Remington .38 Super Auto +P
Modern .38 Super ammo is always marked with a +P to further distinguish it from the original .38 ACP on which it is based.

Even in the competition world, .38 Super isn’t quite as dominant today as it once was, but there is still a strong following. With the advancements in ballistics technology, there are now plenty of caliber options that fill the gap once covered by the .38 Super, so it’s unlikely to catch any additional traction as a self-defense caliber. The cartridge still has decent ballistics, and there are a few companies loading modern hollow points in .38 Super, so it’ll still work for those who insist on using it as a serious load for protection, but options are limited.

EAA Witness .38 Super
The EAA Witness is one of the only .38 Super pistols available that’s not based on the Colt 1911 design.

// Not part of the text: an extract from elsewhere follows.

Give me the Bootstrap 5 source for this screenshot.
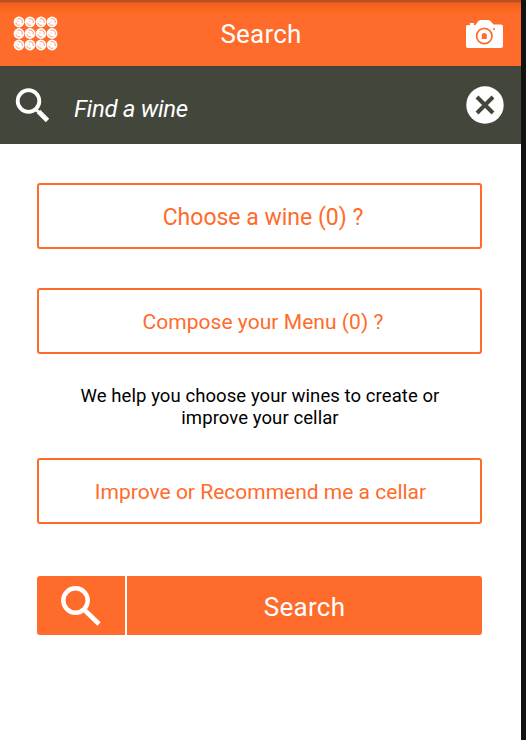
<!DOCTYPE html>
<html lang="en">
<head>
<meta charset="utf-8">
<meta name="viewport" content="width=device-width, initial-scale=1">
<title>Search</title>
<link href="https://cdn.jsdelivr.net/npm/bootstrap@5.3.0/dist/css/bootstrap.min.css" rel="stylesheet">
<style>
:root { --orange: #ff6b2b; --olive: #43463b; }
body { font-family: Roboto, "Liberation Sans", sans-serif; background: #fff; color: #000; overflow: hidden; }
.screen { height: 740px; border-right: 5px solid #121212; }
.topbar { height: 66px; padding: 1px 18px 0 13px; background: linear-gradient(#bb4d1d 0, #bf501d 2px, #ed601f 3px, #f9661f 8px, #ff6b24 13px, var(--orange) 18px); }
.topbar h1 { font-size: 26px; font-weight: 400; line-height: 30px; letter-spacing: .2px; padding: 1px 3px 0 0; }
.findbar { height: 78px; background: var(--olive); padding: 0 17px 0 15px; }
.find-field { font-size: 24px; font-style: italic; color: #fff; padding: 8px 0 0 24px; line-height: 28px; letter-spacing: -.32px; }
.find-field::placeholder { color: #fff; opacity: 1; }
.find-field:focus { outline: 0; }
.content { padding: 39px 39px 0 37px; }
.choice { height: 66px; border: 2px solid var(--orange); border-radius: 3px; color: var(--orange); padding: 2px 0 0 7px; line-height: 28px; background: #fff; }
.t-choose { font-size: 23px; letter-spacing: 0; padding-top: 4px; }
.t-compose { font-size: 21px; letter-spacing: .05px; }
.t-improve { font-size: 21px; letter-spacing: 0; padding-left: 2px; }
.hint { font-size: 18.5px; line-height: 22px; letter-spacing: .08px; margin: 31px 0 29px; padding-left: 1px; }
.go { height: 59px; margin-top: 52px; border-radius: 3px; background: var(--orange); color: #fff; font-size: 26px; letter-spacing: .3px; overflow: hidden; }
.go-icon { width: 90px; border-right: 2px solid #fff; }
.go-label { padding-top: 3px; }
svg { display: block; flex: none; }
</style>
</head>
<body>
<main class="screen d-flex flex-column">
  <header class="topbar d-flex align-items-center justify-content-between text-white">
    <svg width="46" height="36" viewBox="0 0 46 36" aria-label="Menu">
      <defs>
        <g id="cap">
          <circle r="5.4" fill="#fff"/>
          <path d="M-3.2 .8A3.2 3.2 0 0 0 1 3.1M-1.3-3.1A3.2 3.2 0 0 1 3.1 1" fill="none" stroke="#ff6b2b" stroke-width=".7"/>
          <path d="M-1.500-1.200L-.5 .2" stroke="#ff9a70" stroke-width=".7"/>
        </g>
      </defs>
      <use href="#cap" x="6" y="6"/><use href="#cap" x="17" y="6"/><use href="#cap" x="28" y="6"/><use href="#cap" x="39" y="6"/>
      <use href="#cap" x="6" y="17.5"/><use href="#cap" x="17" y="17.5"/><use href="#cap" x="28" y="17.5"/><use href="#cap" x="39" y="17.5"/>
      <use href="#cap" x="6" y="29"/><use href="#cap" x="17" y="29"/><use href="#cap" x="28" y="29"/><use href="#cap" x="39" y="29"/>
    </svg>
    <h1 class="m-0">Search</h1>
    <svg width="37" height="28" viewBox="0 0 37 28" aria-label="Camera">
      <path fill="#fff" d="M1.500 5H4V3H8V5H9.500L12 1.500Q13 0 15 0H22Q24 0 25 1.500L27.500 4.500H35Q37 4.500 37 6.500V26Q37 28 35 28H2Q0 28 0 26V6.500Q0 5 1.500 5Z"/>
      <circle cx="18.300" cy="16" r="7.700" fill="none" stroke="#ff6b2b" stroke-width="1.700"/>
      <path d="M15.800 19V15.500A2.500 2.500 0 0 1 20.800 15.500V19Z" fill="#ff6b2b"/>
      <circle cx="28" cy="9" r="1" fill="#ff6b2b"/>
    </svg>
  </header>
  <section class="findbar d-flex align-items-center">
    <svg width="35" height="35" viewBox="0 0 35 35" aria-hidden="true">
      <circle cx="13.500" cy="13" r="10.800" fill="none" stroke="#fff" stroke-width="3.800"/>
      <path d="M20.500 21L23.500 24" stroke="#fff" stroke-width="3"/>
      <path d="M23.500 23.500L32.500 32.500" stroke="#fff" stroke-width="4.800"/>
    </svg>
    <input class="find-field flex-grow-1 border-0 bg-transparent" type="text" placeholder="Find a wine" aria-label="Find a wine">
    <svg width="38" height="38" viewBox="0 0 38 38" aria-label="Clear">
      <circle cx="19" cy="19" r="18.700" fill="#fff"/>
      <path d="M11 11L27 27M27 11L11 27" stroke="#43463b" stroke-width="4"/>
    </svg>
  </section>
  <section class="content d-flex flex-column">
    <button class="choice t-choose w-100" type="button">Choose a wine (0) ?</button>
    <button class="choice t-compose w-100" type="button" style="margin-top:39px">Compose your Menu (0) ?</button>
    <p class="hint text-center">We help you choose your wines to create or<br>improve your cellar</p>
    <button class="choice t-improve w-100" type="button">Improve or Recommend me a cellar</button>
    <button class="go d-flex w-100 border-0 p-0" type="button">
      <span class="go-icon h-100 d-flex align-items-center justify-content-center">
        <svg width="40" height="40" viewBox="0 0 40 40" aria-hidden="true">
          <circle cx="14.500" cy="14.500" r="12.200" fill="none" stroke="#fff" stroke-width="4.400"/>
          <path d="M23.500 24L38 38" stroke="#fff" stroke-width="4.600"/>
        </svg>
      </span>
      <span class="go-label flex-grow-1 align-self-center">Search</span>
    </button>
  </section>
</main>
<script src="https://cdn.jsdelivr.net/npm/bootstrap@5.3.0/dist/js/bootstrap.bundle.min.js"></script>
</body>
</html>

As a competition gun, .38 Super has made the jump to double stack, and there are a few high-capacity 1911-style pistols available in the caliber. There can be issues with this combination, however, so a few variants of the .38 Super load have been developed to address the challenges of feeding the cartridge in a double stack magazine. At least one company makes a .38 Super that’s not based on the 1911 at all; the Witness Elite Match Tanfoglio from European American Arms. But for the most part, the .38 Super remains a cartridge married to the 1911 design, and from the looks of things, will probably remain a cartridge that manages to survive in obscurity.